Records excerpted from a collection:
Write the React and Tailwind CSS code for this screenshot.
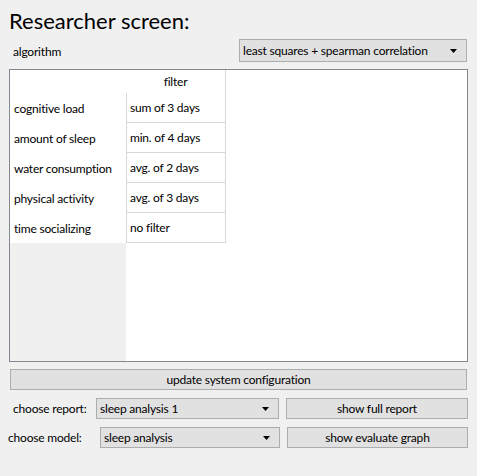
const rows = [
  ['cognitive load', 'sum of 3 days'],
  ['amount of sleep', 'min. of 4 days'],
  ['water consumption', 'avg. of 2 days'],
  ['physical activity', 'avg. of 3 days'],
  ['time socializing', 'no filter'],
];

function Caret() {
  return (
    <svg width="7" height="4" viewBox="0 0 7 4" className="shrink-0">
      <path d="M0 0 L7 0 L3.5 4 Z" fill="#000" />
    </svg>
  );
}

function Combo({ value, className }) {
  return (
    <div className={`flex items-center justify-between bg-[#e1e1e1] border border-[#adadad] pl-[3px] pr-[9px] ${className}`}>
      <span className="whitespace-nowrap">{value}</span>
      <Caret />
    </div>
  );
}

function Button({ children, className }) {
  return (
    <div className={`h-[21px] flex items-center justify-center bg-[#e1e1e1] border border-[#adadad] ${className}`}>
      {children}
    </div>
  );
}

export default function App() {
  return (
    <div
      className="w-[477px] h-[476px] bg-[#f0f0f0] text-black text-[12px] tracking-[-0.2px] leading-none overflow-hidden"
      style={{ fontFamily: 'Lato, "Open Sans", sans-serif' }}
    >
      <h1 className="pl-[9px] pt-[9px] h-[39px] text-[22px] leading-[24px] tracking-normal">Researcher screen:</h1>

      <div className="flex items-center justify-between pl-[13px] pr-[10px]">
        <span className="mt-[3px]">algorithm</span>
        <Combo value="least squares + spearman correlation" className="w-[228px] h-[23px]" />
      </div>

      <div className="mt-[7px] mx-[9px] h-[293px] border border-[#828790] bg-white flex">
        <div className="w-[116px] flex flex-col">
          <div className="h-[23px]"></div>
          {rows.map(([label]) => (
            <div key={label} className="h-[30px] flex items-center pl-[4px] pt-[2px]">{label}</div>
          ))}
          <div className="flex-1 bg-[#f0f0f0]"></div>
        </div>
        <div className="w-[100px] flex flex-col">
          <div className="h-[23px] flex items-center justify-center border-r border-[#d8d8d8]">filter</div>
          {rows.map(([label, val]) => (
            <div key={label} className="h-[30px] flex items-center pl-[3px] border-l border-b border-r border-[#d8d8d8]">{val}</div>
          ))}
        </div>
      </div>

      <Button className="mt-[7px] mx-[10px]">update system configuration</Button>

      <div className="mt-[8px] flex items-center h-[21px]">
        <span className="w-[96px] pl-[13px]">choose report:</span>
        <Combo value="sleep analysis 1" className="w-[183px] h-[21px]" />
        <Button className="ml-[7px] w-[182px]">show full report</Button>
      </div>

      <div className="mt-[8px] flex items-center h-[21px]">
        <span className="w-[100px] pl-[8px]">choose model:</span>
        <Combo value="sleep analysis" className="w-[180px] h-[21px]" />
        <Button className="ml-[7px] w-[181px]">show evaluate graph</Button>
      </div>
    </div>
  );
}
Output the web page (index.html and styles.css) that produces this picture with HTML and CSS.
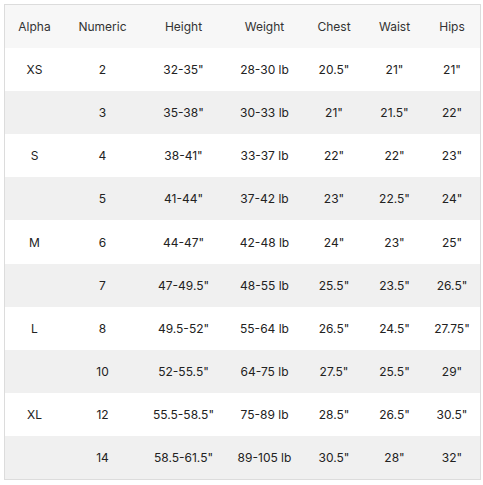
FILE: index.html
```html
<!DOCTYPE html>
<html>
<head>
<meta charset="utf-8">
<link rel="stylesheet" href="styles.css">
</head>
<body>
<div class="wrap">
<table class="size-table">
<colgroup>
<col class="c1"><col class="c2"><col class="c3"><col class="c4"><col class="c5"><col class="c6"><col class="c7">
</colgroup>
<thead>
<tr><th>Alpha</th><th>Numeric</th><th>Height</th><th>Weight</th><th>Chest</th><th>Waist</th><th>Hips</th></tr>
</thead>
<tbody>
<tr><td>XS</td><td>2</td><td>32-35"</td><td>28-30 lb</td><td>20.5"</td><td>21"</td><td>21"</td></tr>
<tr><td></td><td>3</td><td>35-38"</td><td>30-33 lb</td><td>21"</td><td>21.5"</td><td>22"</td></tr>
<tr><td>S</td><td>4</td><td>38-41"</td><td>33-37 lb</td><td>22"</td><td>22"</td><td>23"</td></tr>
<tr><td></td><td>5</td><td>41-44"</td><td>37-42 lb</td><td>23"</td><td>22.5"</td><td>24"</td></tr>
<tr><td>M</td><td>6</td><td>44-47"</td><td>42-48 lb</td><td>24"</td><td>23"</td><td>25"</td></tr>
<tr><td></td><td>7</td><td>47-49.5"</td><td>48-55 lb</td><td>25.5"</td><td>23.5"</td><td>26.5"</td></tr>
<tr><td>L</td><td>8</td><td>49.5-52"</td><td>55-64 lb</td><td>26.5"</td><td>24.5"</td><td>27.75"</td></tr>
<tr><td></td><td>10</td><td>52-55.5"</td><td>64-75 lb</td><td>27.5"</td><td>25.5"</td><td>29"</td></tr>
<tr><td>XL</td><td>12</td><td>55.5-58.5"</td><td>75-89 lb</td><td>28.5"</td><td>26.5"</td><td>30.5"</td></tr>
<tr><td></td><td>14</td><td>58.5-61.5"</td><td>89-105 lb</td><td>30.5"</td><td>28"</td><td>32"</td></tr>
</tbody>
</table>
</div>
</body>
</html>
```
FILE: styles.css
```css
html, body {
  margin: 0;
  padding: 0;
  background: #ffffff;
}
.wrap {
  padding: 4px;
}
.size-table {
  width: 477px;
  border: 1px solid #dcdcdc;
  border-collapse: separate;
  border-spacing: 0;
  table-layout: fixed;
  font-family: Inter, "Noto Sans", sans-serif;
  font-size: 12px;
  color: #222222;
}
.c1 { width: 59px; }
.c2 { width: 77px; }
.c3 { width: 85px; }
.c4 { width: 77px; }
.c5 { width: 62px; }
.c6 { width: 59px; }
.c7 { width: 56px; }
.size-table th,
.size-table td {
  padding: 0;
  height: 43.1px;
  text-align: center;
  vertical-align: middle;
  font-weight: 400;
  white-space: nowrap;
}
.size-table thead th {
  background: #f7f7f7;
  color: #333333;
}
.size-table tbody tr:nth-child(even) td {
  background: #f0f0f0;
}
```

▸ Directions
Repeat the material above verbatim. Leave the pictures behind.

▸ The output
Write the React and Tailwind CSS code for this screenshot.
const rows = [
  ['cognitive load', 'sum of 3 days'],
  ['amount of sleep', 'min. of 4 days'],
  ['water consumption', 'avg. of 2 days'],
  ['physical activity', 'avg. of 3 days'],
  ['time socializing', 'no filter'],
];

function Caret() {
  return (
    <svg width="7" height="4" viewBox="0 0 7 4" className="shrink-0">
      <path d="M0 0 L7 0 L3.5 4 Z" fill="#000" />
    </svg>
  );
}

function Combo({ value, className }) {
  return (
    <div className={`flex items-center justify-between bg-[#e1e1e1] border border-[#adadad] pl-[3px] pr-[9px] ${className}`}>
      <span className="whitespace-nowrap">{value}</span>
      <Caret />
    </div>
  );
}

function Button({ children, className }) {
  return (
    <div className={`h-[21px] flex items-center justify-center bg-[#e1e1e1] border border-[#adadad] ${className}`}>
      {children}
    </div>
  );
}

export default function App() {
  return (
    <div
      className="w-[477px] h-[476px] bg-[#f0f0f0] text-black text-[12px] tracking-[-0.2px] leading-none overflow-hidden"
      style={{ fontFamily: 'Lato, "Open Sans", sans-serif' }}
    >
      <h1 className="pl-[9px] pt-[9px] h-[39px] text-[22px] leading-[24px] tracking-normal">Researcher screen:</h1>

      <div className="flex items-center justify-between pl-[13px] pr-[10px]">
        <span className="mt-[3px]">algorithm</span>
        <Combo value="least squares + spearman correlation" className="w-[228px] h-[23px]" />
      </div>

      <div className="mt-[7px] mx-[9px] h-[293px] border border-[#828790] bg-white flex">
        <div className="w-[116px] flex flex-col">
          <div className="h-[23px]"></div>
          {rows.map(([label]) => (
            <div key={label} className="h-[30px] flex items-center pl-[4px] pt-[2px]">{label}</div>
          ))}
          <div className="flex-1 bg-[#f0f0f0]"></div>
        </div>
        <div className="w-[100px] flex flex-col">
          <div className="h-[23px] flex items-center justify-center border-r border-[#d8d8d8]">filter</div>
          {rows.map(([label, val]) => (
            <div key={label} className="h-[30px] flex items-center pl-[3px] border-l border-b border-r border-[#d8d8d8]">{val}</div>
          ))}
        </div>
      </div>

      <Button className="mt-[7px] mx-[10px]">update system configuration</Button>

      <div className="mt-[8px] flex items-center h-[21px]">
        <span className="w-[96px] pl-[13px]">choose report:</span>
        <Combo value="sleep analysis 1" className="w-[183px] h-[21px]" />
        <Button className="ml-[7px] w-[182px]">show full report</Button>
      </div>

      <div className="mt-[8px] flex items-center h-[21px]">
        <span className="w-[100px] pl-[8px]">choose model:</span>
        <Combo value="sleep analysis" className="w-[180px] h-[21px]" />
        <Button className="ml-[7px] w-[181px]">show evaluate graph</Button>
      </div>
    </div>
  );
}
Output the web page (index.html and styles.css) that produces this picture with HTML and CSS.
FILE: index.html
```html
<!DOCTYPE html>
<html>
<head>
<meta charset="utf-8">
<link rel="stylesheet" href="styles.css">
</head>
<body>
<div class="wrap">
<table class="size-table">
<colgroup>
<col class="c1"><col class="c2"><col class="c3"><col class="c4"><col class="c5"><col class="c6"><col class="c7">
</colgroup>
<thead>
<tr><th>Alpha</th><th>Numeric</th><th>Height</th><th>Weight</th><th>Chest</th><th>Waist</th><th>Hips</th></tr>
</thead>
<tbody>
<tr><td>XS</td><td>2</td><td>32-35"</td><td>28-30 lb</td><td>20.5"</td><td>21"</td><td>21"</td></tr>
<tr><td></td><td>3</td><td>35-38"</td><td>30-33 lb</td><td>21"</td><td>21.5"</td><td>22"</td></tr>
<tr><td>S</td><td>4</td><td>38-41"</td><td>33-37 lb</td><td>22"</td><td>22"</td><td>23"</td></tr>
<tr><td></td><td>5</td><td>41-44"</td><td>37-42 lb</td><td>23"</td><td>22.5"</td><td>24"</td></tr>
<tr><td>M</td><td>6</td><td>44-47"</td><td>42-48 lb</td><td>24"</td><td>23"</td><td>25"</td></tr>
<tr><td></td><td>7</td><td>47-49.5"</td><td>48-55 lb</td><td>25.5"</td><td>23.5"</td><td>26.5"</td></tr>
<tr><td>L</td><td>8</td><td>49.5-52"</td><td>55-64 lb</td><td>26.5"</td><td>24.5"</td><td>27.75"</td></tr>
<tr><td></td><td>10</td><td>52-55.5"</td><td>64-75 lb</td><td>27.5"</td><td>25.5"</td><td>29"</td></tr>
<tr><td>XL</td><td>12</td><td>55.5-58.5"</td><td>75-89 lb</td><td>28.5"</td><td>26.5"</td><td>30.5"</td></tr>
<tr><td></td><td>14</td><td>58.5-61.5"</td><td>89-105 lb</td><td>30.5"</td><td>28"</td><td>32"</td></tr>
</tbody>
</table>
</div>
</body>
</html>
```
FILE: styles.css
```css
html, body {
  margin: 0;
  padding: 0;
  background: #ffffff;
}
.wrap {
  padding: 4px;
}
.size-table {
  width: 477px;
  border: 1px solid #dcdcdc;
  border-collapse: separate;
  border-spacing: 0;
  table-layout: fixed;
  font-family: Inter, "Noto Sans", sans-serif;
  font-size: 12px;
  color: #222222;
}
.c1 { width: 59px; }
.c2 { width: 77px; }
.c3 { width: 85px; }
.c4 { width: 77px; }
.c5 { width: 62px; }
.c6 { width: 59px; }
.c7 { width: 56px; }
.size-table th,
.size-table td {
  padding: 0;
  height: 43.1px;
  text-align: center;
  vertical-align: middle;
  font-weight: 400;
  white-space: nowrap;
}
.size-table thead th {
  background: #f7f7f7;
  color: #333333;
}
.size-table tbody tr:nth-child(even) td {
  background: #f0f0f0;
}
```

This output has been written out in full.